Ano passado fizemos tantas promessas e desejamos tantas coisas boas para tanta gente... Hoje percebemos que pouco ou quase nada conseguimos cumprir. É só fazer uma breve retrospectiva e iremos nos constranger com a certeza de que estivemos ausentes quando muitos nos esperavam ansiosos. Não faltarão lembranças de momentos em que fomos individualistas justamente quando deveríamos ter dividido um pouco do que ganhamos. Fomos mesquinhos com nossos semelhantes e não contribuímos o suficiente para que se realizassem os seus desejos no ano que passou.
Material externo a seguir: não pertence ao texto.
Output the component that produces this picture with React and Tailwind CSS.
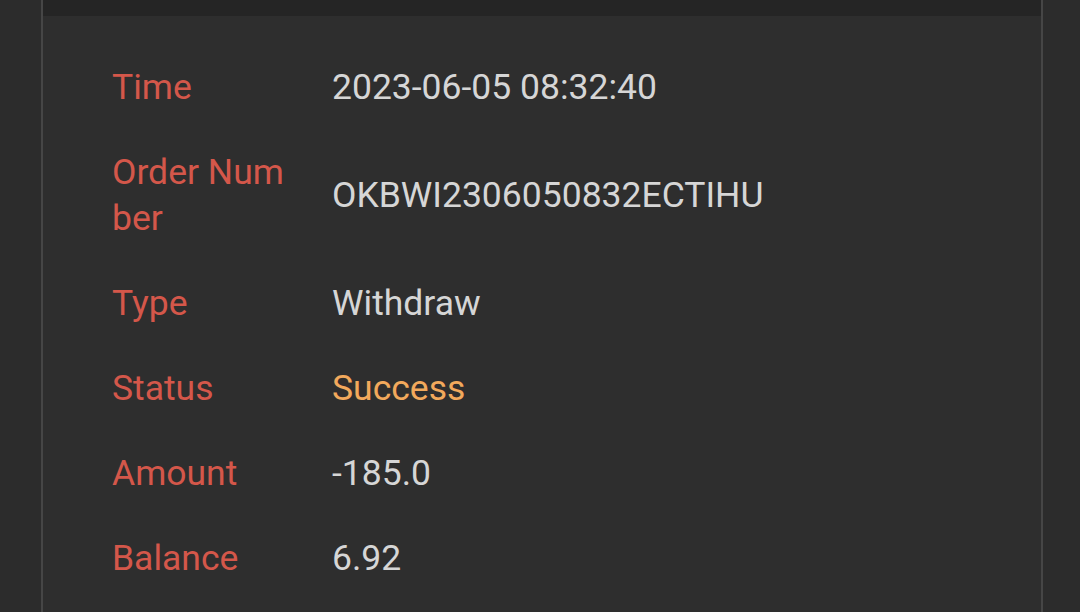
export default function App() {
  const rows = [
    { label: "Time", value: "2023-06-05 08:32:40" },
    { label: "Order Number", value: "OKBWI2306050832ECTIHU" },
    { label: "Type", value: "Withdraw" },
    { label: "Status", value: "Success", accent: true },
    { label: "Amount", value: "-185.0" },
    { label: "Balance", value: "6.92" },
  ];
  return (
    <div
      className="w-[1080px] h-[612px] overflow-hidden bg-[#2c2c2c] flex"
      style={{ fontFamily: "Roboto, 'Liberation Sans', sans-serif" }}
    >
      <div className="w-[41px] shrink-0" />
      <div className="w-[1002px] shrink-0 border-x-2 border-[#464646] bg-[#2e2e2e] flex flex-col">
        <div className="h-[16px] bg-[#252525] shrink-0" />
        <div className="pt-[28px] pl-[69px] flex flex-col">
          {rows.map((r) => (
            <div key={r.label} className="flex items-center py-[19.5px] text-[35.5px] leading-[46px]">
              <div className="w-[220px] pr-[38px] shrink-0 break-all text-[#d4574a]">{r.label}</div>
              <div className={r.accent ? "text-[#f2a95c]" : "text-[#d6d6d6]"}>{r.value}</div>
            </div>
          ))}
        </div>
      </div>
      <div className="flex-1" />
    </div>
  );
}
O pior é que essa nossa omissão é quase sempre inconsciente. O turbilhão da vida na era digital tem desviado a nossa atenção para assuntos sem a menor importância. Os meses vão se consumindo velozmente e andamos depressa demais. Valorizamos cada vez mais o ter e entregamos a nossa essência em nome da sobrevivência num capitalismo devorador e impiedoso.
Se soubéssemos o que estaria por vir depois do réveillon, iríamos diminuir nosso ritmo e apreciar com mais calma a presença dos nossos familiares, dos nossos amigos e até dos desconhecidos que poderíamos conquistar durante uma caminhada, na fila do banco ou no ponto do ônibus. Respeitaríamos de verdade a natureza e não usaríamos o termo sustentabilidade para a autopromoção ou para a exploração comercial destruidora jamais compreendida pelos mais simples. A nossa mania de esperar que o outro faça primeiro não teria razão de ser se houvesse a certeza de que sofreríamos as suas consequências já no ano que vem.
Finda-se mais um ano. É um ano a menos ou um ano a mais? Não interessa. O tempo é uma ilusão... Se não cumprimos as promessas que fizemos a nós mesmos, dá para imaginar o grau de sinceridade com que desejamos um feliz ano novo aos outros... Mas isso acontece porque não temos o poder de prever o futuro... O ser humano tende a ser arrogante e ingrato nas vitórias; porém, humilde e sincero no sofrimento. Considerando que todos nós estamos sujeitos a passar por provações durante a vida, a certeza delas talvez pudesse interferir no nosso comportamento, na nossa maneira de ver o mundo e de tratar o nosso semelhante.
Não sabemos o que está por vir assim como não somos capazes de alterar o que passou; todavia, Deus nos concede a cada ano a magia do recomeço. O aniversário de Cristo deve traduzir-se no renascimento do amor incondicional, na supremacia do perdão, no culto à simplicidade. Vão-se as mágoas e explodem as esperanças. As falsas promessas, os engodos e as adulações quebram a harmonia universal, e suas consequências são inexoráveis. Portanto, não há lugar para a afetação. Tudo deve ser natural e simples como a própria vida...
A virada para um novo tempo chama à reflexão, à autoanálise, à aceitação de nossa insignificância em face do universo. A sinceridade deve estar em nosso coração, em nossos gestos, em nosso sorriso ou em nossas lágrimas. Não existe ano novo. Todos os anos são novos por um período e se envelhecem rapidamente... Os homens é que devem se renovar. Devem lavar-se de dentro para fora e serem gratos eternamente.